Berita / Nasional /
Selesaikan Masalah Sawit di Kawasan Hutan, Koalisi Masyarakat Sipil Tolak Keterlibatan Militer
Personel TNI membantu petani mengumpulkan hasil panen sawit di Tanjung Jabung, Jambi. Foto: ist.
Jakarta, elaeis.co – Pelibatan Menteri Pertahanan dalam penuntasan permasalahan kebun sawit dalam kawasan hutan memantik reaksi dari sejumlah kalangan.
Sejumlah organisasi yang tergabung dalam Koalisi Masyarakat Sipil untuk Reformasi Sektor Keamanan menilai pernyataan Menteri Pertahanan (Menhan) Sjafrie Sjamsoeddin mengenai peran Dewan Pertahanan Nasional (DPN) dalam penertiban kawasan hutan dan sektor sawit adalah keliru, bahkan berbahaya bagi demokrasi.
Sebelumnya, dalam kesempatan rapat kerja bersama dengan Komisi I DPR RI, pada 4 Februari lalu, Sjafrie yang juga Ketua Harian DPN menyebutkan bahwa DPN dapat mengambil peran dalam urusan penertiban kawasan hutan, khususnya pelanggaran hukum oleh pengusaha kelapa sawit. Ini tidak lepas dari wewenang yang diberikan kepada DPN dalam mengobservasi seluruh permasalahan nasional di Indonesia.
Koalisi Masyarakat Sipil tersebut terdiri dari berbagai organisasi, termasuk Imparsial, YLBHI, KontraS, PBHI Nasional, Amnesty International Indonesia, ELSAM, dan AJI Jakarta.
Koalisi tersebut menyebut pernyataan Sjafrie bukan hanya bertentangan dengan sistem hukum nasional, tetapi juga mengindikasikan kembalinya praktik dwifungsi militer seperti era Orde Baru.
“Pernyataan ini mengindikasikan kembalinya praktik militerisme dan otoritarianisme ala Orde Baru yang terbukti mewariskan berbagai pelanggaran HAM,” demikian pernyataan Koalisi Masyarakat Sipil dalam siaran pers yang dikutip elaeis.co Jumat (21/2).

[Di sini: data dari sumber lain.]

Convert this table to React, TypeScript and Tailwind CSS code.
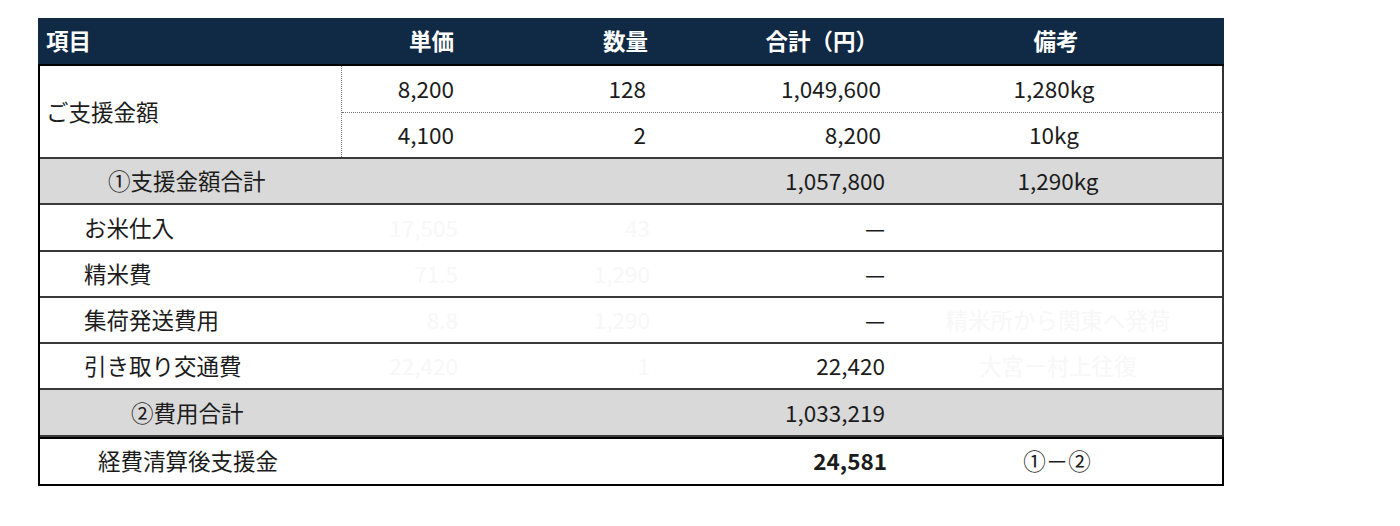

Menurut koalisi, DPN seharusnya berfungsi sesuai dengan Pasal 15 UU Pertahanan, yakni mengurus kebijakan pertahanan negara dan bukan terlibat dalam urusan sipil seperti pengelolaan hutan dan ekonomi.
Selain itu, koalisi juga menyoroti Peraturan Presiden (Perpres) No. 202 Tahun 2024 tentang DPN yang dinilai memiliki pasal karet. “Pasal 3 huruf F dalam Perpres tersebut berpotensi menjadi ‘pasal sapu jagat’ yang memungkinkan DPN mengambil peran di luar kewenangannya. Kami khawatir pasal ini dijadikan sebagai alasan untuk membenarkan pelanggaran HAM dan penyalahgunaan wewenang lainnya dalam ranah non-pertahanan,” tegas koalisi.
Koalisi lantas mencontohkan beberapa kasus keterlibatan militer dalam urusan sipil yang dinilai bermasalah. Seperti proyek Rempang Eco-City yang berujung pada pelanggaran HAM dan program food estate di Merauke, Papua Selatan, yang menyebabkan konflik antara aparat dan masyarakat adat.
“Kami menilai, keterlibatan militer dalam ranah sipil harus dihindari. Keterlibatan militer di ranah non-pertahanan hanya akan menghidupkan kembali militerisme dan otoritarianisme dalam politik,” tolak mereka.
Sebagai bentuk penolakan, Koalisi Masyarakat Sipil mendesak pemerintah untuk mengoreksi kebijakan DPN dan menghentikan segala bentuk keterlibatan militer dalam urusan sipil demi menjaga demokrasi dan supremasi sipil di Indonesia.
“Pada titik ini, keterlibatan DPN yang terlalu jauh mengurusi urusan sipil, sebagaimana pernyataan Menhan, sudah semestinya dikoreksi dan pelaksanaannya harus dihentikan. Hal ini penting untuk menyelamatkan Reformasi 1998,” demikian pernyataan koalisi.